_GIVEN INFORMATION_:
◆ ◆ ◆ ◆

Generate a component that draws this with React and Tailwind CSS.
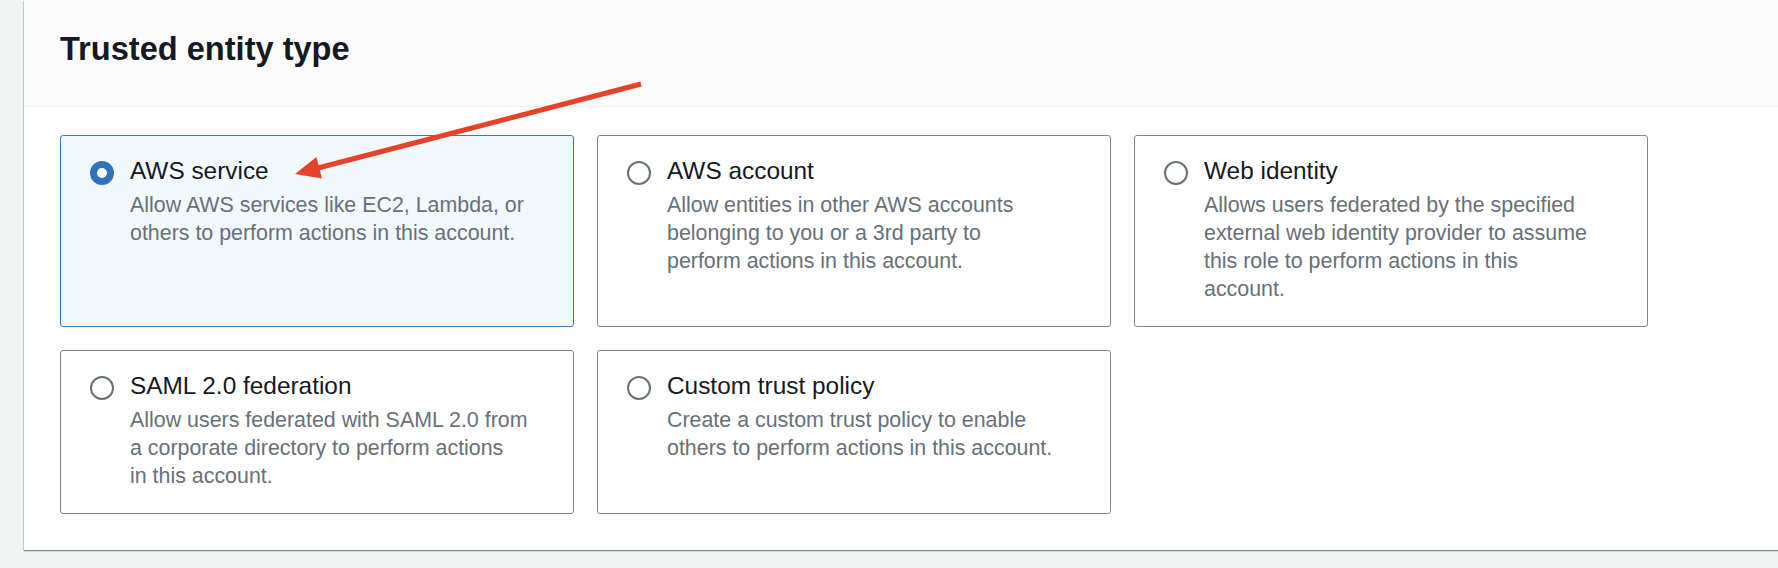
import React from "react";

const cards = [
  {
    title: "AWS service",
    lines: ["Allow AWS services like EC2, Lambda, or", "others to perform actions in this account."],
    selected: true,
  },
  {
    title: "AWS account",
    lines: ["Allow entities in other AWS accounts", "belonging to you or a 3rd party to", "perform actions in this account."],
  },
  {
    title: "Web identity",
    lines: [
      "Allows users federated by the specified",
      "external web identity provider to assume",
      "this role to perform actions in this",
      "account.",
    ],
  },
  {
    title: "SAML 2.0 federation",
    lines: ["Allow users federated with SAML 2.0 from", "a corporate directory to perform actions", "in this account."],
  },
  {
    title: "Custom trust policy",
    lines: ["Create a custom trust policy to enable", "others to perform actions in this account."],
  },
];

function Radio({ selected }) {
  if (selected) {
    return <div className="mt-[4px] h-[24px] w-[24px] shrink-0 rounded-full border-[7px] border-[#2f73bc] bg-white" />;
  }
  return <div className="mt-[4px] h-[24px] w-[24px] shrink-0 rounded-full border-2 border-[#687078] bg-white" />;
}

function Card({ title, lines, selected }) {
  return (
    <div
      className={
        selected
          ? "flex gap-[16px] rounded-[3px] border border-[#3b78bd] bg-[#f1f9fd] pl-[29px] pr-[20px] pt-[21px] pb-[23px]"
          : "flex gap-[16px] rounded-[3px] border border-[#7d8790] bg-white pl-[29px] pr-[20px] pt-[21px] pb-[23px]"
      }
    >
      <Radio selected={selected} />
      <div>
        <div className="text-[24.4px] leading-[28px] text-[#16191f]">{title}</div>
        <div className="mt-[6px] text-[21.4px] leading-[28px] text-[#687078]">
          {lines.map((l, i) => (
            <div key={i} className="whitespace-nowrap">
              {l}
            </div>
          ))}
        </div>
      </div>
    </div>
  );
}

export default function App() {
  return (
    <div className="relative h-[568px] w-[1778px] overflow-hidden bg-[#f2f3f3] font-['Liberation_Sans',Arial,sans-serif]">
      <div className="ml-[24px] h-[550px] w-[1800px] bg-white shadow-[0_1px_1px_0_rgba(0,28,36,0.3),1px_1px_1px_0_rgba(0,28,36,0.15),-1px_1px_1px_0_rgba(0,28,36,0.15)]">
        <div className="h-[107px] border-b border-[#eaeded] bg-[#fafafa] pl-[36px] pt-[33px]">
          <h2 className="text-[32.6px] font-bold leading-[32px] text-[#16191f]">Trusted entity type</h2>
        </div>
        <div className="grid grid-cols-[514px_514px_514px] gap-[23px] pl-[36px] pt-[28px]">
          {cards.map((c) => (
            <Card key={c.title} {...c} />
          ))}
        </div>
      </div>
      <svg className="pointer-events-none absolute left-0 top-0" width="1778" height="568">
        <line x1="641" y1="84" x2="316" y2="168.5" stroke="#e8412a" strokeWidth="5" />
        <polygon points="295,174 322,178.5 316.4,157.1" fill="#e8412a" />
      </svg>
    </div>
  );
}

◆ ◆ ◆ ◆

_WHAT IS BEING ASKED_: Go through the listing above and quote it exactly, apart from its images.

_FINAL ANSWER_:
Generate a component that draws this with React and Tailwind CSS.
import React from "react";

const cards = [
  {
    title: "AWS service",
    lines: ["Allow AWS services like EC2, Lambda, or", "others to perform actions in this account."],
    selected: true,
  },
  {
    title: "AWS account",
    lines: ["Allow entities in other AWS accounts", "belonging to you or a 3rd party to", "perform actions in this account."],
  },
  {
    title: "Web identity",
    lines: [
      "Allows users federated by the specified",
      "external web identity provider to assume",
      "this role to perform actions in this",
      "account.",
    ],
  },
  {
    title: "SAML 2.0 federation",
    lines: ["Allow users federated with SAML 2.0 from", "a corporate directory to perform actions", "in this account."],
  },
  {
    title: "Custom trust policy",
    lines: ["Create a custom trust policy to enable", "others to perform actions in this account."],
  },
];

function Radio({ selected }) {
  if (selected) {
    return <div className="mt-[4px] h-[24px] w-[24px] shrink-0 rounded-full border-[7px] border-[#2f73bc] bg-white" />;
  }
  return <div className="mt-[4px] h-[24px] w-[24px] shrink-0 rounded-full border-2 border-[#687078] bg-white" />;
}

function Card({ title, lines, selected }) {
  return (
    <div
      className={
        selected
          ? "flex gap-[16px] rounded-[3px] border border-[#3b78bd] bg-[#f1f9fd] pl-[29px] pr-[20px] pt-[21px] pb-[23px]"
          : "flex gap-[16px] rounded-[3px] border border-[#7d8790] bg-white pl-[29px] pr-[20px] pt-[21px] pb-[23px]"
      }
    >
      <Radio selected={selected} />
      <div>
        <div className="text-[24.4px] leading-[28px] text-[#16191f]">{title}</div>
        <div className="mt-[6px] text-[21.4px] leading-[28px] text-[#687078]">
          {lines.map((l, i) => (
            <div key={i} className="whitespace-nowrap">
              {l}
            </div>
          ))}
        </div>
      </div>
    </div>
  );
}

export default function App() {
  return (
    <div className="relative h-[568px] w-[1778px] overflow-hidden bg-[#f2f3f3] font-['Liberation_Sans',Arial,sans-serif]">
      <div className="ml-[24px] h-[550px] w-[1800px] bg-white shadow-[0_1px_1px_0_rgba(0,28,36,0.3),1px_1px_1px_0_rgba(0,28,36,0.15),-1px_1px_1px_0_rgba(0,28,36,0.15)]">
        <div className="h-[107px] border-b border-[#eaeded] bg-[#fafafa] pl-[36px] pt-[33px]">
          <h2 className="text-[32.6px] font-bold leading-[32px] text-[#16191f]">Trusted entity type</h2>
        </div>
        <div className="grid grid-cols-[514px_514px_514px] gap-[23px] pl-[36px] pt-[28px]">
          {cards.map((c) => (
            <Card key={c.title} {...c} />
          ))}
        </div>
      </div>
      <svg className="pointer-events-none absolute left-0 top-0" width="1778" height="568">
        <line x1="641" y1="84" x2="316" y2="168.5" stroke="#e8412a" strokeWidth="5" />
        <polygon points="295,174 322,178.5 316.4,157.1" fill="#e8412a" />
      </svg>
    </div>
  );
}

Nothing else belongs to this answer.